Manichean narratives are a favorite tool of authoritarians and demagogues. By simplifying complex political landscapes into a struggle between “the pure people” and “the corrupt elite,” leaders can consolidate power and delegitimize opposition. The Laurel Canyon theory, in its own way, mirrors this structure, merely swapping the actors involved.

3. It Mistranslates the Past

The historian’s critique is that Manichean narratives ignore contingency, accident, and human fallibility. The 1960s were not a simple battle between the CIA and hippies; they were a chaotic convergence of economic prosperity, civil rights struggles, technological change (like the electric guitar and birth control), and genuine grief over events like the JFK and MLK assassinations. Reducing this era to a conspiracy ignores the real, complex forces that shaped it.

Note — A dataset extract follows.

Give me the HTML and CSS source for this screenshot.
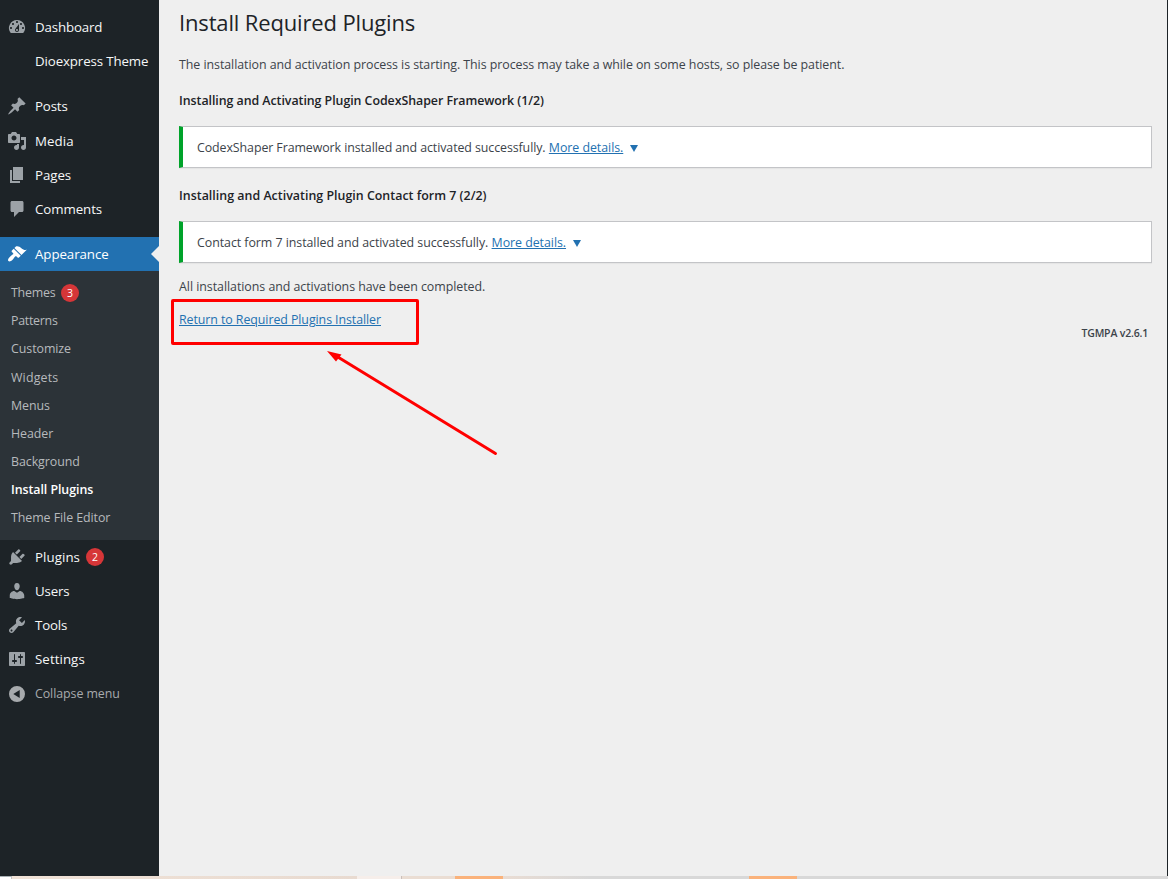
FILE: index.html
```html
<!DOCTYPE html>
<html lang="en">
<head>
<meta charset="utf-8">
<title>Install Required Plugins</title>
<link rel="stylesheet" href="styles.css">
</head>
<body>
<div class="screen">
  <nav class="menu">
    <a class="item"><svg class="icon" viewBox="0 0 20 20"><path d="M3.76 16h12.48A7.998 7.998 0 0 0 10 3a7.998 7.998 0 0 0-6.24 13zM10 4c.55 0 1 .45 1 1s-.45 1-1 1-1-.45-1-1 .45-1 1-1zM6 6c.55 0 1 .45 1 1s-.45 1-1 1-1-.45-1-1 .45-1 1-1zm8 0c.55 0 1 .45 1 1s-.45 1-1 1-1-.45-1-1 .45-1 1-1zm-5.37 5.55L12 7v6c0 1.1-.9 2-2 2s-2-.9-2-2c0-.57.24-1.08.63-1.45zM4 10c.55 0 1 .45 1 1s-.45 1-1 1-1-.45-1-1 .45-1 1-1zm12 0c.55 0 1 .45 1 1s-.45 1-1 1-1-.45-1-1 .45-1 1-1zm-5 3c0-.55-.45-1-1-1s-1 .45-1 1 .45 1 1 1 1-.45 1-1z"/></svg><span class="dashboard">Dashboard</span></a>
    <a class="item"><span class="icon"></span><span class="theme">Dioexpress Theme</span></a>
    <div class="gap"></div>
    <a class="item"><svg class="icon" viewBox="0 0 20 20"><path d="M10.44 3.02l1.82-1.82 6.36 6.35-1.83 1.82c-1.05-.68-2.48-.57-3.41.36l-.75.75c-.92.93-1.04 2.35-.35 3.41l-1.83 1.82-2.41-2.41-2.8 2.79c-.42.42-3.38 2.71-3.8 2.29s1.86-3.39 2.28-3.81l2.79-2.79L4.1 9.36l1.83-1.82c1.05.69 2.48.57 3.4-.36l.75-.75c.93-.92 1.05-2.35.36-3.41z"/></svg><span class="tight">Posts</span></a>
    <a class="item"><svg class="icon" viewBox="0 0 20 20"><path d="M13 11V4c0-.55-.45-1-1-1h-1.67L9 1H5L3.67 3H2c-.55 0-1 .45-1 1v7c0 .55.45 1 1 1h10c.55 0 1-.45 1-1zM7 4.5c1.38 0 2.5 1.12 2.5 2.5S8.38 9.5 7 9.5 4.5 8.38 4.5 7 5.62 4.5 7 4.5zM14 6h5v10.5c0 1.38-1.12 2.5-2.5 2.5S14 17.88 14 16.5s1.12-2.5 2.5-2.5c.17 0 .34.02.5.05V9h-3V6zm-4 8.05V13h2v3.5c0 1.38-1.12 2.5-2.5 2.5S7 17.88 7 16.5 8.12 14 9.5 14c.17 0 .34.02.5.05z"/></svg><span class="wide">Media</span></a>
    <a class="item"><svg class="icon" viewBox="0 0 20 20"><path d="M6 15V2h10v13H6zm-1 1h8v2H3V5h2v11z"/></svg><span>Pages</span></a>
    <a class="item"><svg class="icon" viewBox="0 0 20 20"><path d="M5 2h10c.8 0 1.500.7 1.500 1.500v8c0 .8-.7 1.500-1.500 1.500h-3l-5 5v-5H5c-.8 0-1.500-.7-1.500-1.500v-8C3.500 2.700 4.200 2 5 2z"/></svg><span>Comments</span></a>
    <div class="gap"></div>
    <a class="item current"><svg class="icon" viewBox="0 0 20 20"><path d="M14.48 11.06L7.41 3.99l1.5-1.5c.5-.56 2.3-.47 3.51.32 1.21.8 1.43 1.28 2.91 2.1 1.18.64 2.45 1.26 4.45.85zm-.71.71L6.7 4.7 4.93 6.47c-.39.39-.39 1.02 0 1.41l1.06 1.06c.39.39.39 1.03 0 1.42-.6.6-1.43 1.11-2.21 1.69-.35.26-.7.53-1.01.84C1.43 14.23.4 16.08 1.4 17.07c.99 1 2.84-.03 4.18-1.36.31-.31.58-.66.85-1.02.57-.78 1.08-1.61 1.69-2.21.39-.39 1.02-.39 1.41 0l1.06 1.06c.39.39 1.02.39 1.41 0z"/></svg><span>Appearance</span></a>
    <div class="submenu">
      <a class="themes">Themes<b class="badge">3</b></a>
      <a class="tight">Patterns</a>
      <a>Customize</a>
      <a class="wide">Widgets</a>
      <a>Menus</a>
      <a>Header</a>
      <a>Background</a>
      <a class="active">Install Plugins</a>
      <a>Theme File Editor</a>
    </div>
    <a class="item"><svg class="icon" viewBox="0 0 20 20"><path d="M13.11 4.36L9.87 7.6 8 5.73l3.24-3.24c.35-.34 1.05-.2 1.56.32.52.51.66 1.21.31 1.55zm-8 1.77l.91-1.12 9.01 9.01-1.19.84c-.71.71-2.63 1.16-3.82 1.16H6.14L4.9 17.26c-.59.59-1.54.59-2.12 0-.59-.58-.59-1.53 0-2.12l1.24-1.24v-3.88c0-1.13.4-3.19 1.09-3.89zm7.26 3.97l3.24-3.24c.34-.35 1.04-.21 1.55.31.52.51.66 1.21.31 1.55l-3.24 3.25z"/></svg><span class="wide">Plugins</span><b class="badge">2</b></a>
    <a class="item"><svg class="icon" viewBox="0 0 20 20"><path d="M10 9.25c-2.27 0-2.73-3.44-2.73-3.44C7 4.02 7.82 2 9.97 2c2.16 0 2.98 2.02 2.71 3.81 0 0-.41 3.44-2.68 3.44zm0 2.57L12.72 10c2.39 0 4.52 2.33 4.52 4.53v2.49s-3.65 1.13-7.24 1.13c-3.65 0-7.24-1.13-7.24-1.13v-2.49c0-2.25 1.94-4.48 4.47-4.48z"/></svg><span class="tight">Users</span></a>
    <a class="item"><svg class="icon" viewBox="0 0 20 20"><path d="M16.68 9.77c-1.34 1.34-3.3 1.67-4.95.99l-5.41 6.52c-.99.99-2.59.99-3.58 0s-.99-2.59 0-3.57l6.52-5.42c-.68-1.65-.35-3.61.99-4.95 1.28-1.28 3.12-1.62 4.72-1.06l-2.89 2.89 2.82 2.82 2.86-2.87c.53 1.58.18 3.39-1.08 4.65zM3.81 16.21c.4.39 1.04.39 1.43 0 .4-.4.4-1.04 0-1.43-.39-.4-1.03-.4-1.43 0-.39.39-.39 1.03 0 1.43z"/></svg><span class="tight">Tools</span></a>
    <a class="item"><svg class="icon" viewBox="0 0 20 20"><path d="M18 16V4c0-.55-.45-1-1-1H3c-.55 0-1 .45-1 1v12c0 .55.45 1 1 1h14c.55 0 1-.45 1-1zM8 11h1c.55 0 1 .45 1 1s-.45 1-1 1H8v1.500c0 .28-.22.5-.5.5s-.5-.22-.5-.5V13H6c-.55 0-1-.45-1-1s.45-1 1-1h1V5.500c0-.28.22-.5.5-.5s.5.22.5.5V11zm5-2h-1c-.55 0-1-.45-1-1s.45-1 1-1h1V5.500c0-.28.22-.5.5-.5s.5.22.5.5V7h1c.55 0 1 .45 1 1s-.45 1-1 1h-1v5.500c0 .28-.22.5-.5.5s-.5-.22-.5-.5V9z"/></svg><span class="wide">Settings</span></a>
    <a class="item collapse"><svg class="icon" viewBox="0 0 20 20"><path fill-rule="evenodd" d="M10 2a8 8 0 1 1 0 16 8 8 0 0 1 0-16zM12.700 6v8L6.300 10z"/></svg><span>Collapse menu</span></a>
  </nav>
  <main class="content">
    <h1>Install Required Plugins</h1>
    <p class="intro">The installation and activation process is starting. This process may take a while on some hosts, so please be patient.</p>
    <h4>Installing and Activating Plugin CodexShaper Framework (1/2)</h4>
    <div class="notice"><span class="framework">CodexShaper Framework installed and activated successfully.</span><a class="link">More details.</a><i class="caret"></i></div>
    <h4 class="second">Installing and Activating Plugin Contact form 7 (2/2)</h4>
    <div class="notice"><span>Contact form 7 installed and activated successfully.</span><a class="link">More details.</a><i class="caret"></i></div>
    <p class="done">All installations and activations have been completed.</p>
    <p class="return"><a class="link">Return to Required Plugins Installer</a></p>
    <p class="version">TGMPA v2.6.1</p>
  </main>
</div>
<div class="strip"><i class="white"></i><i class="sand"></i><i class="pale"></i><i class="fade1"></i><i class="orange"></i><i class="fade2"></i><i class="orange"></i><i class="rest"></i></div>
<div class="callout"></div>
<svg class="arrow" width="180" height="115" viewBox="0 0 180 115"><path d="M11 6.500L169.500 103.500" fill="none" stroke="#f00" stroke-width="3" stroke-linecap="round"/><path d="M1 1L15.500 4.500L10 11.500Z" fill="#f00"/></svg>
</body>
</html>
```
FILE: styles.css
```css
* { box-sizing: border-box; }
body {
  margin: 0;
  width: 1168px;
  height: 879px;
  overflow: hidden;
  background: #efefef;
  color: #3c434a;
  font: 12.4px/20px "Open Sans", sans-serif;
  letter-spacing: -0.05px;
}
p, h1, h4 { margin: 0; white-space: nowrap; }

.screen { display: flex; height: 876px; border-right: 1px solid #1d2327; }

/* Side menu */
.menu { width: 159px; flex: none; background: #1d2327; padding-top: 10px; }
.gap { height: 10.700px; }
.item {
  position: relative;
  display: flex;
  align-items: center;
  height: 34.250px;
  padding-left: 7px;
  color: #f6f7f7;
  font-size: 13.300px;
  letter-spacing: -0.070px;
  white-space: nowrap;
}
.icon { width: 20px; height: 20px; margin-right: 8px; fill: #9ca2a7; flex: none; }
.item .dashboard { letter-spacing: -0.150px; }
.item .theme { letter-spacing: -0.120px; }
.item .tight { letter-spacing: -0.170px; }
.item .wide { letter-spacing: 0.060px; }
.current { background: #2271b1; color: #fff; }
.current .icon { fill: #fff; }
.current::after {
  content: "";
  position: absolute;
  right: 0;
  top: 9px;
  border: 8px solid transparent;
  border-left-width: 0;
  border-right-color: #efefef;
}
.collapse { height: 35px; color: #a7aaad; font-size: 12.400px; letter-spacing: -0.070px; }
.collapse .icon { fill: #a7aaad; }

.submenu { background: #2c3338; padding: 8px 0 7.200px 11px; }
.submenu a {
  display: flex;
  align-items: center;
  height: 28.150px;
  color: #b7babd;
  letter-spacing: -0.060px;
  white-space: nowrap;
}
.submenu .themes { letter-spacing: -0.200px; }
.submenu .tight { letter-spacing: -0.270px; }
.submenu .wide { letter-spacing: 0.180px; }
.submenu .active { color: #fff; font-weight: 600; }
.badge {
  width: 18px;
  height: 18px;
  margin: 1px 0 0 6px;
  border-radius: 50%;
  background: #d63638;
  color: #fff;
  font-size: 10.500px;
  font-weight: 400;
  line-height: 18px;
  text-align: center;
  letter-spacing: 0;
}
.submenu .badge { margin: 0 0 0 5.500px; }

/* Page content */
.content { flex: 1; padding: 7px 15px 0 20px; }
h1 {
  color: #1d2327;
  font-size: 22px;
  font-weight: 400;
  line-height: 30px;
  letter-spacing: -0.150px;
}
.intro { margin-top: 18px; }
h4 {
  margin: 16px 0 15px;
  color: #1d2327;
  font-size: 12.400px;
  font-weight: 600;
}
.second { margin-top: 18px; letter-spacing: 0.020px; }
.notice {
  display: flex;
  align-items: center;
  height: 42px;
  padding: 2px 0 0 14px;
  background: #fff;
  border: 1px solid #c3c4c7;
  border-left: 4px solid #00a32a;
  box-shadow: 0 1px 1px rgba(0, 0, 0, 0.04);
  white-space: nowrap;
}
.framework { letter-spacing: -0.084px; }
.link { color: #2271b1; text-decoration: underline; }
.notice .link { margin-left: 3.300px; }
.caret {
  margin: 1px 0 0 7px;
  border: 4.500px solid transparent;
  border-top: 7px solid #2271b1;
  border-bottom: 0;
}
.done { margin-top: 14px; letter-spacing: -0.040px; }
.return { margin-top: 13px; letter-spacing: -0.073px; }
.version {
  margin: -7px 4px 0 0;
  text-align: right;
  font-size: 10.500px;
  font-weight: 600;
  line-height: 20px;
  letter-spacing: -0.180px;
}

/* Bottom strip of the window behind */
.strip { display: flex; height: 3px; background: #d8d8d8; }
.white { width: 12px; background: #fff; border-top: 1px solid #a9b1b5; border-right: 1px solid #c4c4c4; }
.sand { width: 345px; background: linear-gradient(90deg, #f0e2d7, #e8dad0); }
.pale { width: 45px; background: #f6eeea; border-right: 1px solid #c9bfbb; }
.fade1 { width: 53px; background: #eaddd3; }
.orange { width: 48px; background: #fab27b; }
.fade2 { width: 246px; background: linear-gradient(90deg, #e9dcd3, #d8d8d8 35%); }
.rest { flex: 1; background: #d8d8d8; }

/* Annotations over the page */
.callout {
  position: absolute;
  left: 171px;
  top: 299px;
  width: 248px;
  height: 46px;
  border: 3px solid #f00;
  border-radius: 2px;
}
.arrow { position: absolute; left: 326px; top: 350px; }
```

🔮 Conclusion: The Seduction of Clarity

The Manichean narrative persists because it offers something the real world rarely does: absolute clarity. In an age of information overload, institutional distrust, and unprecedented complexity, the promise that there is a hidden, simple war between good and evil is deeply seductive.

Whether applied to the music of the 1960s, the appearance of a celebrity, or global geopolitics, it provides a map that claims to reveal the truth hidden beneath the surface. However, as the philosopher Hannah Arendt warned, the greatest dangers often come not from those who embrace chaos, but from those who offer total, simplified explanations for it. The cost of that clarity is the loss of nuance, the dehumanization of one’s opponents, and the surrender of one’s own ability to think critically about a complex world.